Le quartier apparaît comme un "objet urbain" pertinent pour renouveller la ville. Cette exigence d'innovation, entendue comme la nécessité de modifier profondément la construction dans son processus et dans son résultat est un leit motiv qui n'a fait que prendre de l'ampleur à la fin du XXème siècle.
Mais innover ne signifie pas seulement introduire des nouveaux matériaux ou des nouveaux processus pour atteindre de nouvelles performances pour la ville.
Deux autres caractéristiques apparaissent nécessaires pour dépasser l'effet de mode et transformer durablement et profondément le tissu urbain.
Une première caractéristique est l'observabilité des conséquences attendues des nouveaux process et matériaux sur les performances des écoquartiers. Or ces dernières sont multiples et dressent un portrait du quartier idéal selon G. Yepez : "Nous voulons tous des quartiers qui soient attractifs, sécurisés, sains et non pollués, avec des équipements locaux de haute qualité, accessibles, proches des espaces verts et avec un raccordement excellent à d‟autres secteurs; des quartiers qui facilitent les échanges conviviaux, l'activité sociale et l'amitié ; des quartiers qui répondent aux besoins particuliers des habitants, des personnes âgées et des jeunes; un cadre idéal pour la santé et le bien-être."
Si certaines de ces caractéristiques "idéales" peuvent être observables dès la "livraison" de l'écoquartier aux habitants (ces caractéristiques d'accessibilités, de proximité à des poumons verts, de raccordements, de mixité fonctionnelle), de nombreuses autres (par exemple la mixité sociale ou générationnelle) ne peuvent s'observer que plusieurs années après la livraison de ces quartiers et nécessitent une participation active des habitants et des riverains du-dit quartier.
Cela impose d'analyser la performance d'un écoquartier dans la durée, ce qui est effectivement intégré dans les programmes urbains les plus récents (les "réinventer la ville" par exemple) qui s'apprécient, pour les dimensions sociales, sur une horizon de quinze ans !.
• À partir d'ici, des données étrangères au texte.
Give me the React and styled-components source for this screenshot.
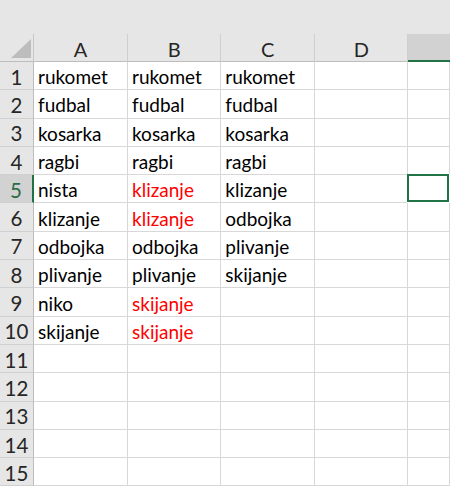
import React from "react";
import styled, { createGlobalStyle, css } from "styled-components";

const Global = createGlobalStyle`
  html, body { margin: 0; padding: 0; background: #e6e6e6; }
  body { width: 450px; height: 486px; overflow: hidden; }
`;

const GREEN = "#217346";
const FONT = `"Lato", "Noto Sans", sans-serif`;

const Page = styled.div`
  width: 450px;
  height: 486px;
  display: flex;
  flex-direction: column;
  background: #e6e6e6;
  overflow: hidden;
  font-family: ${FONT};
`;

const TopBand = styled.div`
  height: 34px;
  flex: none;
  background: #e6e6e6;
`;

const Sheet = styled.div`
  display: grid;
  grid-template-columns: 34px 94px 93.3px 93.7px 93.5px 1fr;
  grid-template-rows: 28px repeat(15, 28.3px);
  background: #ffffff;
`;

const Corner = styled.div`
  position: relative;
  background: #e6e6e6;
  border-right: 1px solid #c6c6c6;
  border-bottom: 1px solid #bdbdbd;
  box-sizing: border-box;
`;

const CornerTriangle = styled.svg`
  position: absolute;
  right: 2px;
  bottom: 3px;
`;

const ColHeader = styled.div`
  background: #e6e6e6;
  border-right: 1px solid #cfcfcf;
  border-bottom: 1px solid #bdbdbd;
  box-sizing: border-box;
  display: flex;
  align-items: center;
  justify-content: center;
  font-size: 20px;
  color: #262626;
  padding-top: 2px;
  ${(p) =>
    p.$selected &&
    css`
      background: #d2d2d2;
      border-right: none;
      border-bottom: 2px solid ${GREEN};
    `}
`;

const RowHeader = styled.div`
  background: #e6e6e6;
  border-right: 1px solid #bdbdbd;
  border-bottom: 1px solid #d0d0d0;
  box-sizing: border-box;
  display: flex;
  align-items: center;
  justify-content: center;
  font-size: 20.5px;
  color: #262626;
  padding-top: 2px;
  ${(p) =>
    p.$selected &&
    css`
      background: #d2d2d2;
      color: #2b6a47;
      border-right: 2px solid ${GREEN};
    `}
`;

const Cell = styled.div`
  background: #ffffff;
  border-right: 1px solid #d8d8d8;
  border-bottom: 1px solid #d8d8d8;
  box-sizing: border-box;
  display: flex;
  align-items: center;
  padding: 2px 0 0 4px;
  font-size: 19px;
  white-space: nowrap;
  overflow: visible;
  color: ${(p) => (p.$red ? "#ff0000" : "#000000")};
  ${(p) =>
    p.$active &&
    css`
      box-shadow: inset 0 0 0 2px ${GREEN};
      border-color: transparent;
      margin: -1px 0 0 -1px;
    `}
`;

const data = [
  ["rukomet", "rukomet", "rukomet"],
  ["fudbal", "fudbal", "fudbal"],
  ["kosarka", "kosarka", "kosarka"],
  ["ragbi", "ragbi", "ragbi"],
  ["nista", "klizanje", "klizanje"],
  ["klizanje", "klizanje", "odbojka"],
  ["odbojka", "odbojka", "plivanje"],
  ["plivanje", "plivanje", "skijanje"],
  ["niko", "skijanje", ""],
  ["skijanje", "skijanje", ""],
];

const redCells = new Set(["4-1", "5-1", "8-1", "9-1"]);

export default function App() {
  const cols = ["A", "B", "C", "D", ""];
  const rows = Array.from({ length: 15 }, (_, i) => i);
  return (
    <Page>
      <Global />
      <TopBand />
      <Sheet>
        <Corner>
          <CornerTriangle width="20" height="19" viewBox="0 0 20 19">
            <polygon points="20,0 20,19 0,19" fill="#bdbdbd" />
          </CornerTriangle>
        </Corner>
        {cols.map((c, i) => (
          <ColHeader key={"h" + i} $selected={i === 4}>
            {c}
          </ColHeader>
        ))}
        {rows.map((r) => (
          <React.Fragment key={r}>
            <RowHeader $selected={r === 4}>{r + 1}</RowHeader>
            {cols.map((_, ci) => {
              const text = (data[r] && data[r][ci]) || "";
              return (
                <Cell
                  key={ci}
                  $red={redCells.has(`${r}-${ci}`)}
                  $active={r === 4 && ci === 4}
                >
                  {text}
                </Cell>
              );
            })}
          </React.Fragment>
        ))}
      </Sheet>
    </Page>
  );
}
Ces deux premières caractéristiques : la nécessité d'introduire de nouvelles manières de construire et des caractéristiques qui ne peuvent s'apprécier que sur un temps long suppose d'avoir un pilotage au plus près et de pouvoir renégocier les objectifs initiaux face à l'observation des conséquences réelles de décisions prises dix, quinze ou vingt ans avant. La possibilité de renégocier le projet afin de modifier une innovation qui ne démontrerait pas son efficacité est un des leviers permettant de concilier ces deux objectifs.
Une troisième caractéristique s'impose aux écoquartiers. Comme le rappelle la citation plus haut, la principale performance attendue d'un écoquartier est qu'il soit un lieu agréable pour ses habitants et les riverains. Un quartier ouvert qui profite à l'ensemble des quartiers limitrophes. Un quartier dont la qualité de vie attire et assure qu'il satisfasse aux attentes urbaines à l'origine de son projet.
Cette troisième caractéristique suppose l'adhésion des habitants qui dépasse la séduction nécessaire à leur arrivée sur le quartier. Ils ne doivent pas simplement y résider mais y habiter pleinement en adhérant aux règles qui vont assurer une partie des bénéfices du quartier. Que ce soit en matière de mobilité (en acceptant d'abandonner pour partie la voiture individuelle), d'écologie (en participant au tri des déchets), de convivialité ou de sécurité, ces différents objectifs supposent une participation effective des habitants. Pour garantir cette dernière, les promoteurs imaginent de nouveaux services et lieux qui soient des accélérateurs de "lien social". Dans le cadre de l'écoquartier de Chatenay Malabry, c'est la "maison du chantier" qui est le tiers lieu devant faciliter cette adhésion collective.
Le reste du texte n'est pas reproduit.